* Start *

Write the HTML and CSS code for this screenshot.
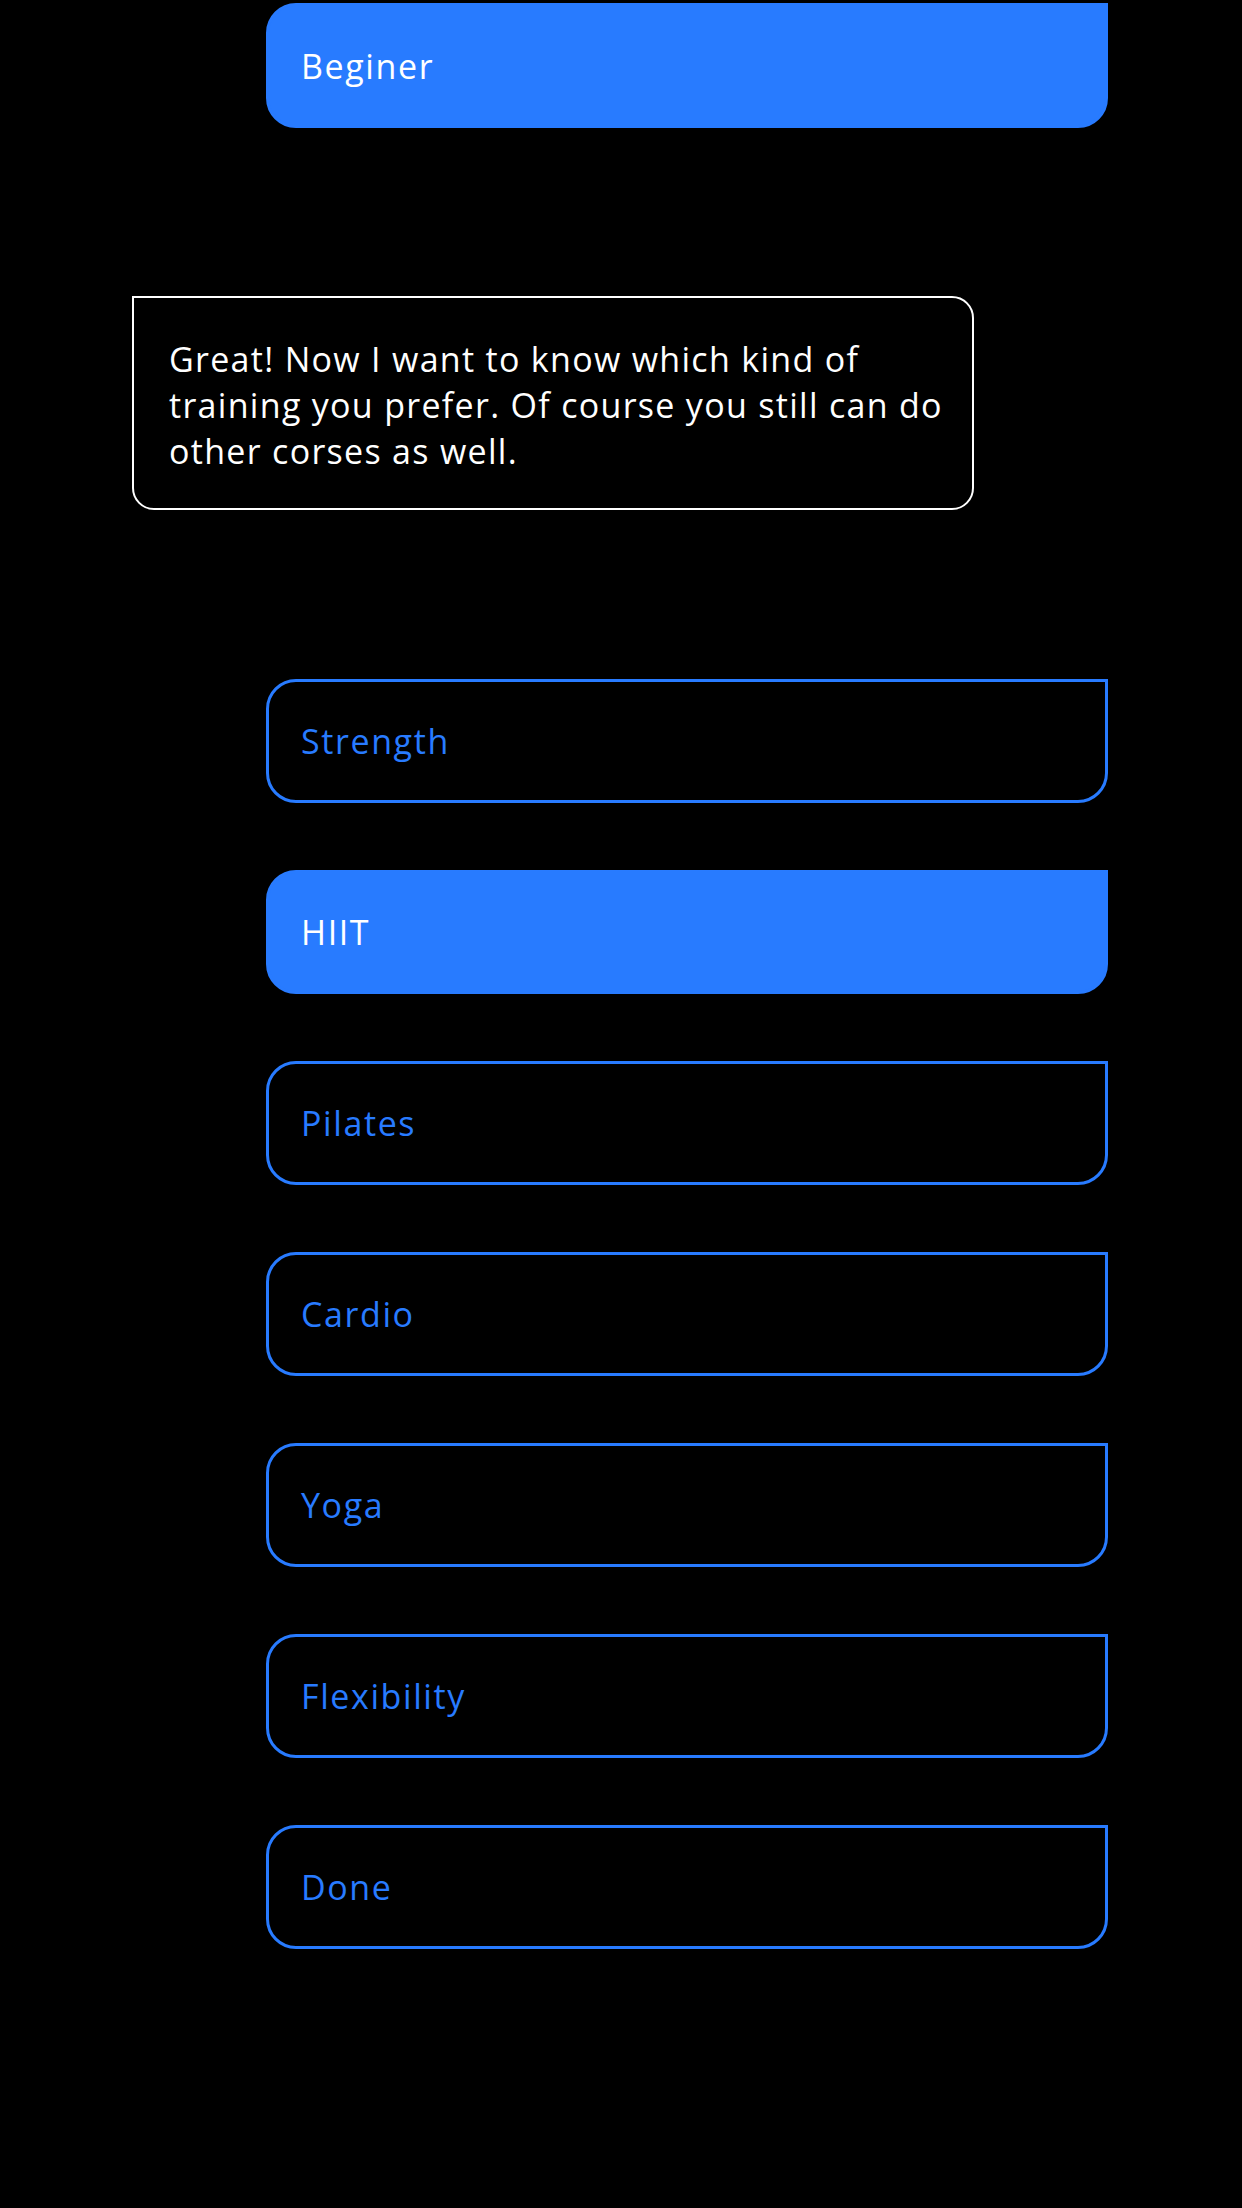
FILE: index.html
```html
<!DOCTYPE html>
<html lang="en">
<head>
<meta charset="utf-8">
<title>Training preferences</title>
<link rel="stylesheet" href="styles.css">
</head>
<body>
<main class="chat">
  <div class="reply reply--filled first"><span class="label">Beginer</span></div>

  <div class="bubble">
    <p class="bubble-text">Great! Now I want to know which kind of<br>training you prefer. Of course you still can do<br>other corses as well.</p>
  </div>

  <ul class="options">
    <li class="reply"><span class="label">Strength</span></li>
    <li class="reply reply--filled"><span class="label">HIIT</span></li>
    <li class="reply"><span class="label">Pilates</span></li>
    <li class="reply"><span class="label">Cardio</span></li>
    <li class="reply"><span class="label">Yoga</span></li>
    <li class="reply"><span class="label">Flexibility</span></li>
    <li class="reply"><span class="label">Done</span></li>
  </ul>
</main>
</body>
</html>
```

FILE: styles.css
```css
html, body {
  margin: 0;
  padding: 0;
  background: #000;
}

body {
  width: 1242px;
  height: 2208px;
  overflow: hidden;
  font-family: "Open Sans", "Noto Sans", sans-serif;
}

.chat {
  display: flex;
  flex-direction: column;
  padding-top: 3px;
}

.reply {
  box-sizing: border-box;
  width: 842px;
  height: 124px;
  margin-left: 266px;
  display: flex;
  align-items: center;
  padding-left: 32px;
  border: 3px solid #287bff;
  border-radius: 30px 0 30px 30px;
  color: #287bff;
  font-size: 34px;
  letter-spacing: 1.6px;
  list-style: none;
}

.reply--filled {
  background: #287bff;
  color: #fff;
}

.first {
  height: 125px;
}

.bubble {
  box-sizing: border-box;
  width: 842px;
  height: 214px;
  margin-left: 132px;
  margin-top: 168px;
  padding: 38px 20px 0 35px;
  border: 2px solid #fff;
  border-radius: 0 22px 22px 22px;
}

.bubble-text {
  margin: 0;
  color: #fff;
  font-size: 34px;
  line-height: 46px;
  letter-spacing: 1.3px;
  white-space: nowrap;
}

.options {
  margin: 169px 0 0;
  padding: 0;
  display: flex;
  flex-direction: column;
  gap: 67px;
}
```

* End *

WHAT IS EXPECTED — From the listing, extract all text exactly as given and drop any picture.

ANSWER IN FULL —
Write the HTML and CSS code for this screenshot.
FILE: index.html
```html
<!DOCTYPE html>
<html lang="en">
<head>
<meta charset="utf-8">
<title>Training preferences</title>
<link rel="stylesheet" href="styles.css">
</head>
<body>
<main class="chat">
  <div class="reply reply--filled first"><span class="label">Beginer</span></div>

  <div class="bubble">
    <p class="bubble-text">Great! Now I want to know which kind of<br>training you prefer. Of course you still can do<br>other corses as well.</p>
  </div>

  <ul class="options">
    <li class="reply"><span class="label">Strength</span></li>
    <li class="reply reply--filled"><span class="label">HIIT</span></li>
    <li class="reply"><span class="label">Pilates</span></li>
    <li class="reply"><span class="label">Cardio</span></li>
    <li class="reply"><span class="label">Yoga</span></li>
    <li class="reply"><span class="label">Flexibility</span></li>
    <li class="reply"><span class="label">Done</span></li>
  </ul>
</main>
</body>
</html>
```

FILE: styles.css
```css
html, body {
  margin: 0;
  padding: 0;
  background: #000;
}

body {
  width: 1242px;
  height: 2208px;
  overflow: hidden;
  font-family: "Open Sans", "Noto Sans", sans-serif;
}

.chat {
  display: flex;
  flex-direction: column;
  padding-top: 3px;
}

.reply {
  box-sizing: border-box;
  width: 842px;
  height: 124px;
  margin-left: 266px;
  display: flex;
  align-items: center;
  padding-left: 32px;
  border: 3px solid #287bff;
  border-radius: 30px 0 30px 30px;
  color: #287bff;
  font-size: 34px;
  letter-spacing: 1.6px;
  list-style: none;
}

.reply--filled {
  background: #287bff;
  color: #fff;
}

.first {
  height: 125px;
}

.bubble {
  box-sizing: border-box;
  width: 842px;
  height: 214px;
  margin-left: 132px;
  margin-top: 168px;
  padding: 38px 20px 0 35px;
  border: 2px solid #fff;
  border-radius: 0 22px 22px 22px;
}

.bubble-text {
  margin: 0;
  color: #fff;
  font-size: 34px;
  line-height: 46px;
  letter-spacing: 1.3px;
  white-space: nowrap;
}

.options {
  margin: 169px 0 0;
  padding: 0;
  display: flex;
  flex-direction: column;
  gap: 67px;
}
```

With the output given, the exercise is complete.